Boris Johnson, the Tory MP and Spectator editor, uncharacteristically backtracked last night after the Conservative leader Michael Howard added his voice to Liverpudlian indignation over an article accusing the city of wallowing in "victim status" over the murder of Ken Bigley and the 1989 Hillsborough football stadium disaster.

In an extraordinary leading article, The Spectator spoke of the "extreme reaction" to the death a week ago of Mr Bigley and compared it to Hillsborough ­ a tragedy for which police had been a "convenient scapegoat".

Mr Howard, who has been known to visit family in the city after trips to watch Liverpool FC, said: "I totally disagree. I have nothing but the greatest admiration and affection for Liverpool and its people. [The article is] nonsense from beginning to end."

Mr Johnson, who had initially defended the publication, said: "I think the article was too trenchantly expressed but we were trying to make a point about sentimentality. It's a kick in the pants for me."

The article, unsigned but which would have been written under Mr Johnson's direction, repeats the allegation made by The Sun 15 years ago that "drunken fans" might also have been to blame for Hillsborough.

The Liverpool Labour MP Peter Kilfoyle demanded an immediate apology for the article, which said more than 50 fans had died at Hillsborough (the final figure was actually 96) and delivered the unfounded view that some had "fought their way into the ground".

Mr Kilfoyle, constituency MP to Mr Bigley's mother, told last night's Liverpool Echo: "It is inaccurate. It is outrageous and bigoted and it is the responsibility of the man who presumes to be shadow minister for Culture, Media and Sport. To single out Liverpool as somehow being psychologically flawed is absolutely outrageous. He should immediately apologise for this disgraceful comment about Liverpool, and the tragedy at Hillsborough and the implied insult to the Bigley family."

The leader of Liverpool City Council, Mike Storey, described Mr Johnson as an "oaf" who had "lost all sense of reality".

The article spoke of "the mawkish sentimentality of a society that has become hooked on grief and likes to wallow in a sense of vicarious victimhood". It pointed out that there had been two minutes' silence for Mr Bigley in Liverpool, the same respect offered annually to the million and a half British servicemen who had died for their country since 1914.

It continued: "The extreme reaction to Mr Bigley's murder is fed by the fact that he was a Liverpudlian. Liverpool is a handsome city with a tribal sense of community.

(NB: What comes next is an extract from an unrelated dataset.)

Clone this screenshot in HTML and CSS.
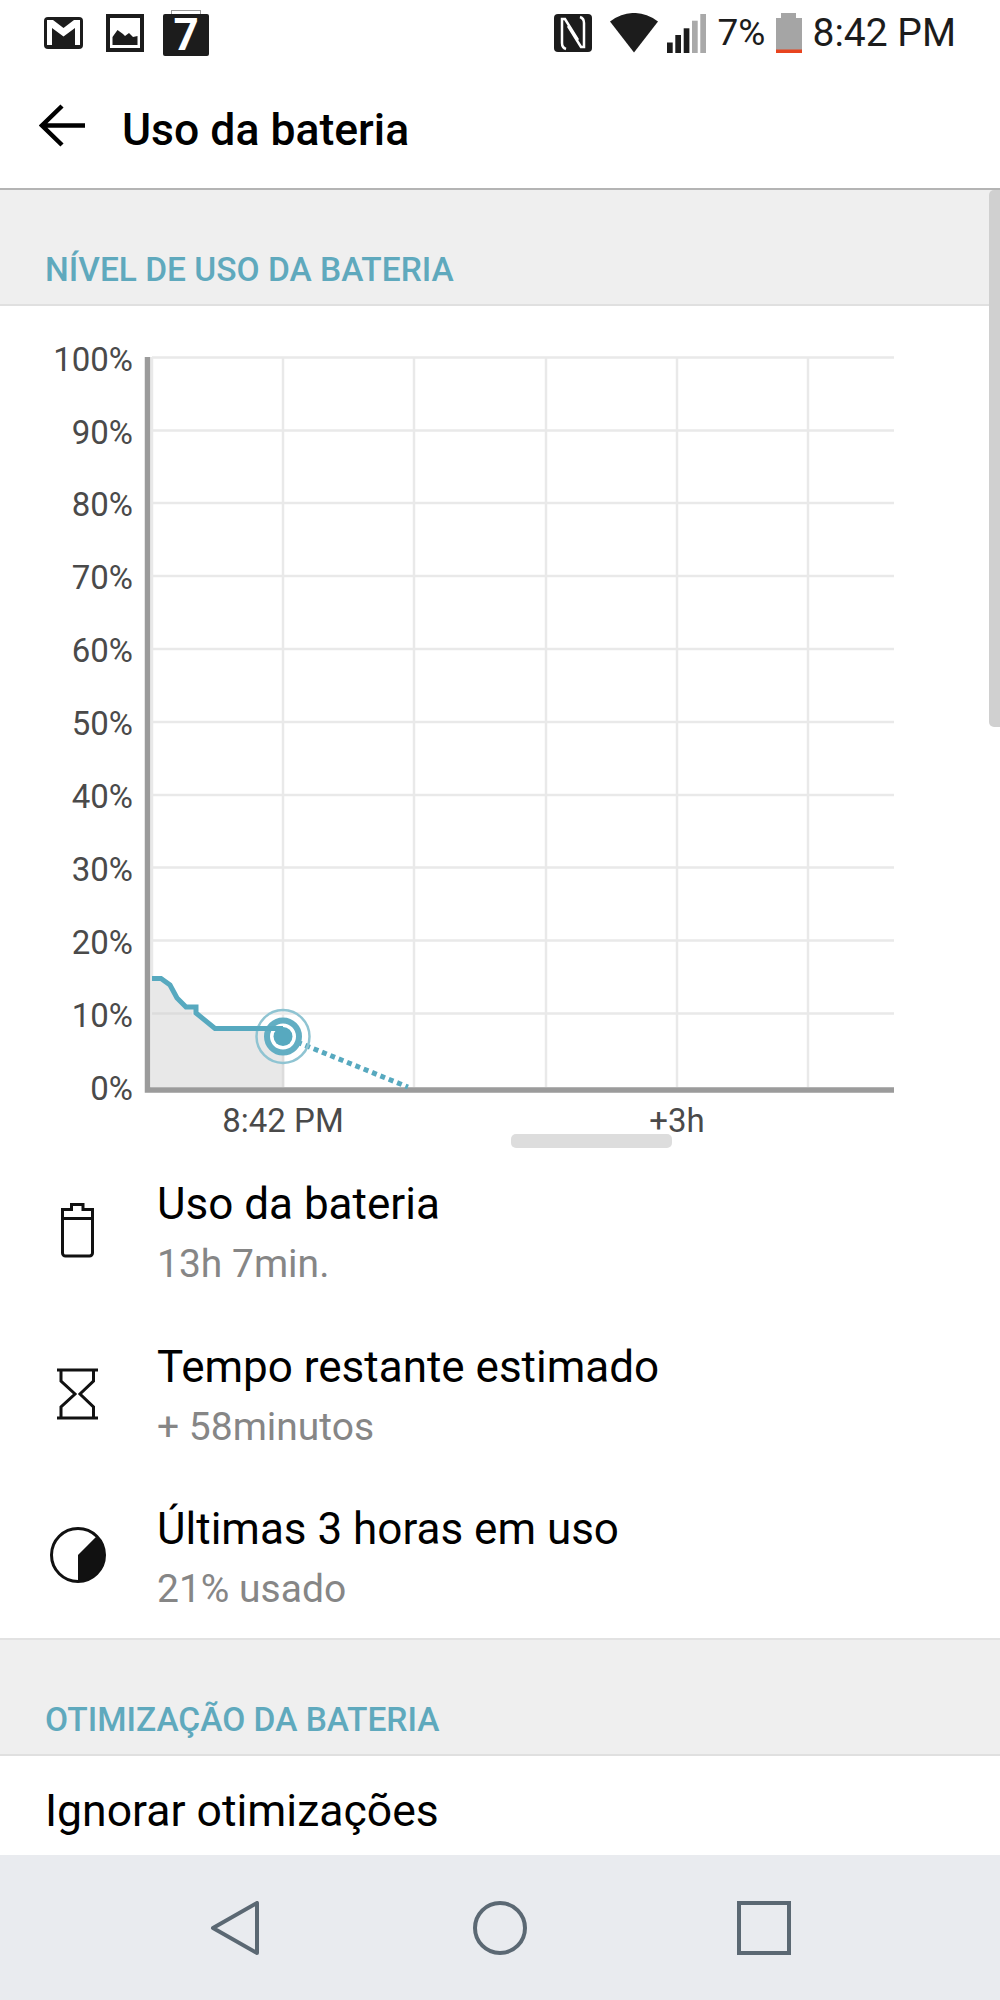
FILE: index.html
```html
<!DOCTYPE html>
<html lang="pt">
<head>
    <meta charset="UTF-8">
    <meta name="viewport" content="width=device-width, initial-scale=1.0">
    <title>Uso da bateria</title>
    <link rel="stylesheet" href="styles.css">
</head>
<body>
<div class="screen">

    <!-- barra de status -->
    <div class="status-bar">
        <svg class="ic-mail" viewBox="0 0 39 32">
            <rect width="39" height="32" rx="4" fill="#1c1c1c"/>
            <path d="M3 3H9L19.500 11 30 3h6v25h-5V11L19.500 19.500 8 11v17H3z" fill="#fff"/>
        </svg>
        <svg class="ic-photo" viewBox="0 0 38 38">
            <rect width="38" height="38" fill="#1c1c1c"/>
            <rect x="4" y="4" width="30" height="30" fill="#fff"/>
            <path d="M6.500 31V23L11.500 16L17 20L19 22L23 19L27 23L31.500 22V31Z" fill="#1c1c1c"/>
        </svg>
        <div class="ic-cal">7</div>
        <span class="status-gap"></span>
        <svg class="ic-nfc" viewBox="0 0 38 38">
            <rect width="38" height="38" rx="4" fill="#1c1c1c"/>
            <path d="M12 35C9 34 8 32 8 29V5H11L24 26" fill="none" stroke="#fff" stroke-width="2.500"/>
            <path d="M26 3C29 4 30 6 30 9V33H27L14 12" fill="none" stroke="#fff" stroke-width="2.500"/>
        </svg>
        <svg class="ic-wifi" viewBox="0 0 48 40">
            <path d="M24 39.500L0 8.500A38 38 0 0 1 48 8.500z" fill="#1c1c1c"/>
        </svg>
        <svg class="ic-signal" viewBox="0 0 40 39">
            <rect y="28.500" width="5.700" height="10.500" fill="#1c1c1c"/>
            <rect x="8.300" y="21" width="5.700" height="18" fill="#1c1c1c"/>
            <rect x="16.700" y="14.300" width="5.700" height="24.700" fill="#1c1c1c"/>
            <rect x="25" y="6.700" width="5.700" height="32.300" fill="#a9a9a9"/>
            <rect x="33.300" width="5.700" height="39" fill="#a9a9a9"/>
        </svg>
        <span class="status-pct">7%</span>
        <svg class="ic-batt" viewBox="0 0 26 40">
            <path d="M5 0h15v5h6v35H0V5h5z" fill="#a5a5a5"/>
            <rect y="36.500" width="26" height="3.500" fill="#e8441f"/>
        </svg>
        <span class="status-time">8:42 PM</span>
    </div>

    <!-- cabeçalho -->
    <div class="app-bar">
        <svg class="back" viewBox="0 0 46 44">
            <path d="M46 21.500H4M23 2L3 21.500 23 41" fill="none" stroke="#000" stroke-width="4.500"/>
        </svg>
        <h1>Uso da bateria</h1>
    </div>

    <div class="content">
        <div class="scroll-thumb"></div>

        <h2 class="section-title">NÍVEL DE USO DA BATERIA</h2>

        <div class="panel">
            <svg class="chart" viewBox="0 306 1000 849">
                <!-- grade -->
                <g class="grid">
                    <path d="M152 357.500H894M152 430.500H894M152 503H894M152 576H894M152 649H894M152 722H894M152 795H894M152 867.500H894M152 940.500H894M152 1013.500H894"/>
                    <path d="M152 357V1087M283 357V1087M414 357V1087M546 357V1087M677 357V1087M808 357V1087"/>
                </g>

                <!-- área já consumida -->
                <path class="used" d="M152 978H161L170 985L177 998L186 1007H196V1013L215 1028H283V1087H152Z"/>
                <path class="grid-over" d="M152 1013.500H192M283 1040V1087"/>

                <!-- eixos -->
                <path class="axis" d="M147.500 357V1090H894"/>

                <!-- nível da bateria -->
                <path class="forecast" d="M297 1042L408 1087"/>
                <circle class="ring-outer" cx="283" cy="1036.500" r="26.500"/>
                <circle class="ring-mid" cx="283" cy="1036.500" r="16"/>
                <path class="level" d="M152 978.500H161L170 985L177 998L186 1007H196V1013L215 1028.500H283"/>
                <circle class="dot" cx="283" cy="1036.500" r="9.500"/>

                <!-- rótulos -->
                <g class="y-labels">
                    <text x="133" y="370.500">100%</text>
                    <text x="133" y="443.500">90%</text>
                    <text x="133" y="516">80%</text>
                    <text x="133" y="589">70%</text>
                    <text x="133" y="662">60%</text>
                    <text x="133" y="735">50%</text>
                    <text x="133" y="808">40%</text>
                    <text x="133" y="881">30%</text>
                    <text x="133" y="953.500">20%</text>
                    <text x="133" y="1026.500">10%</text>
                    <text x="133" y="1099.500">0%</text>
                </g>
                <g class="x-labels">
                    <text x="283" y="1132">8:42 PM</text>
                    <text x="677" y="1132">+3h</text>
                </g>

                <rect class="chart-thumb" x="511" y="1134" width="161" height="14" rx="5"/>
            </svg>

            <div class="rows">
                <div class="row">
                    <svg class="row-icon" viewBox="0 0 60 60">
                        <path d="M14.500 9.500h9v-5h11.500v5h9.500V53a3 3 0 0 1-3 3h-24a3 3 0 0 1-3-3zM14.500 18.500h30" fill="none" stroke="#111" stroke-width="3"/>
                    </svg>
                    <div class="row-text">
                        <div class="row-title">Uso da bateria</div>
                        <div class="row-sub">13h 7min.</div>
                    </div>
                </div>
                <div class="row">
                    <svg class="row-icon" viewBox="0 0 60 60">
                        <path d="M9 7h41M9 55h41M13 7v11l14 13-14 13v11M45.500 7v11L32 31l13.500 13v11" fill="none" stroke="#111" stroke-width="3"/>
                    </svg>
                    <div class="row-text">
                        <div class="row-title">Tempo restante estimado</div>
                        <div class="row-sub">+ 58minutos</div>
                    </div>
                </div>
                <div class="row">
                    <svg class="row-icon" viewBox="0 0 60 60">
                        <circle cx="30" cy="30" r="26.500" fill="none" stroke="#111" stroke-width="3"/>
                        <path d="M30 30L48.700 11.300A26.500 26.500 0 0 1 30 56.500z" fill="#111"/>
                    </svg>
                    <div class="row-text">
                        <div class="row-title">Últimas 3 horas em uso</div>
                        <div class="row-sub">21% usado</div>
                    </div>
                </div>
            </div>
        </div>

        <h2 class="section-title">OTIMIZAÇÃO DA BATERIA</h2>

        <div class="panel last">
            <div class="plain-row">Ignorar otimizações</div>
        </div>
    </div>

    <!-- barra de navegação -->
    <div class="nav-bar">
        <svg class="nav-btn" viewBox="0 0 54 54">
            <path d="M48 2V52L4 27Z" fill="none" stroke="#5b6873" stroke-width="4" stroke-linejoin="round"/>
        </svg>
        <svg class="nav-btn" viewBox="0 0 54 54">
            <circle cx="27" cy="27" r="25" fill="none" stroke="#5b6873" stroke-width="4"/>
        </svg>
        <svg class="nav-btn" viewBox="0 0 54 54">
            <rect x="2" y="2" width="50" height="50" fill="none" stroke="#5b6873" stroke-width="4"/>
        </svg>
    </div>

</div>
</body>
</html>
```

FILE: styles.css
```css
body {
    margin: 0;
    background-color: #ffffff;
    font-family: Roboto, "Liberation Sans", sans-serif;
}

.screen {
    display: flex;
    flex-direction: column;
    height: 2000px;
    overflow: hidden;
}

.status-bar {
    display: flex;
    align-items: center;
    box-sizing: border-box;
    height: 72px;
    padding: 0 44px 6px;
    flex-shrink: 0;
    color: #1c1c1c;
}

.status-gap {
    flex: 1;
}

.ic-mail { width: 39px; height: 32px; }
.ic-photo { width: 38px; height: 38px; margin-left: 23px; }
.ic-nfc { width: 38px; height: 38px; }
.ic-wifi { width: 48px; height: 40px; margin-left: 18px; }
.ic-signal { width: 40px; height: 39px; margin-left: 9px; }
.ic-batt { width: 26px; height: 40px; margin-left: 11px; }

.ic-cal {
    position: relative;
    width: 46px;
    height: 42px;
    margin: 4px 0 0 19px;
    border-radius: 2px;
    background-color: #1c1c1c;
    color: #ffffff;
    font-size: 44px;
    font-weight: 700;
    line-height: 42px;
    text-align: center;
}

/* presilha do calendário */
.ic-cal::before {
    content: "";
    position: absolute;
    top: -4px;
    left: 8px;
    width: 28px;
    height: 3px;
    border: 1.5px solid #999999;
    border-bottom: none;
}

.status-pct,
.status-time {
    line-height: 40px;
}

.status-pct {
    margin-left: 11px;
    font-size: 37px;
}

.status-time {
    margin-left: 10px;
    font-size: 39px;
}

.app-bar {
    display: flex;
    align-items: center;
    height: 116px;
    padding-left: 39px;
    flex-shrink: 0;
    border-bottom: 2px solid #b4b4b4;
}

.back {
    width: 46px;
    height: 44px;
    margin-top: -8px;
}

.app-bar h1 {
    margin: 0 0 0 37px;
    font-size: 44.500px;
    font-weight: 500;
    color: #000000;
}

.content {
    flex: 1;
    position: relative;
    overflow: hidden;
    background-color: #efefef;
}

.scroll-thumb {
    position: absolute;
    top: 0;
    right: 0;
    width: 11px;
    height: 537px;
    background-color: #d0d0d0;
    border-top-left-radius: 5px;
    border-bottom-left-radius: 5px;
}

.section-title {
    margin: 0;
    padding: 58px 45px 12px;
    height: 44px;
    font-size: 33.500px;
    line-height: 44px;
    font-weight: 500;
    color: #5fa9bd;
    border-bottom: 2px solid #e0e0e0;
}

.panel {
    background-color: #ffffff;
    border-bottom: 2px solid #e2e2e2;
}

.panel.last {
    border-bottom: none;
}

.chart {
    display: block;
    width: 1000px;
    height: 849px;
}

.grid path,
.grid-over {
    fill: none;
    stroke: #e9e9e9;
    stroke-width: 2.500;
}

.grid-over {
    stroke: #dcdcdc;
}

.used {
    fill: #e8e8e8;
}

.axis {
    fill: none;
    stroke: #9b9b9b;
    stroke-width: 5.500;
}

.level {
    fill: none;
    stroke: #57a9bf;
    stroke-width: 5;
}

.forecast {
    fill: none;
    stroke: #57a9bf;
    stroke-width: 5;
    stroke-dasharray: 5 4;
}

.ring-outer {
    fill: none;
    stroke: #8fc4d2;
    stroke-width: 2.500;
}

.ring-mid {
    fill: #ffffff;
    stroke: #62aec3;
    stroke-width: 6;
}

.dot {
    fill: #57a9bf;
}

.y-labels text,
.x-labels text {
    font-size: 33px;
    fill: #4a4a4a;
}

.y-labels text {
    text-anchor: end;
}

.x-labels text {
    text-anchor: middle;
}

.chart-thumb {
    fill: #dddddd;
}

.rows {
    display: flex;
    flex-direction: column;
    gap: 4.500px;
}

.row {
    display: flex;
    align-items: center;
    height: 158px;
}

.row-icon {
    width: 60px;
    height: 60px;
    margin: -8px 0 0 48px;
    flex-shrink: 0;
}

.row-text {
    margin-left: 49px;
}

.row-title {
    font-size: 44px;
    line-height: 60px;
    color: #000000;
}

.row-sub {
    font-size: 39px;
    line-height: 60px;
    color: #868686;
}

.plain-row {
    padding: 28px 45px 0;
    height: 110px;
    font-size: 44.500px;
    line-height: 54px;
    color: #000000;
}

.nav-bar {
    display: flex;
    align-items: center;
    justify-content: center;
    gap: 210px;
    height: 145px;
    flex-shrink: 0;
    background-color: #e9ebef;
}

.nav-btn {
    width: 54px;
    height: 54px;
}
```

"A combination of economic misfortune ­ its docks were, fundamentally, on the wrong side of England when Britain entered what is now the European Union ­ and an excessive predilection for welfarism have created a peculiar, and deeply unattractive, psyche among many Liverpudlians. "They ... see themselves, whenever possible as victims, and resent their victim status, yet at the same time they wallow in it.

"Part of this flawed psychological state is that they cannot accept that they might have made any contribution to their misfortunes, but seek rather to blame someone else for it, thereby deepening their sense of shared tribal grievance against the rest of society."

For much of Mr Bigley's time in captivity, Liverpool's response waslow-key.

Mr Johnson is not the first commentator to challenge the city's response to Mr Bigley's death. Last Sunday, Dr Anthony Daniels challenged Liverpool's feelings for an estranged son "whose attachment to Liverpool was so great that he was planning to live in Thailand".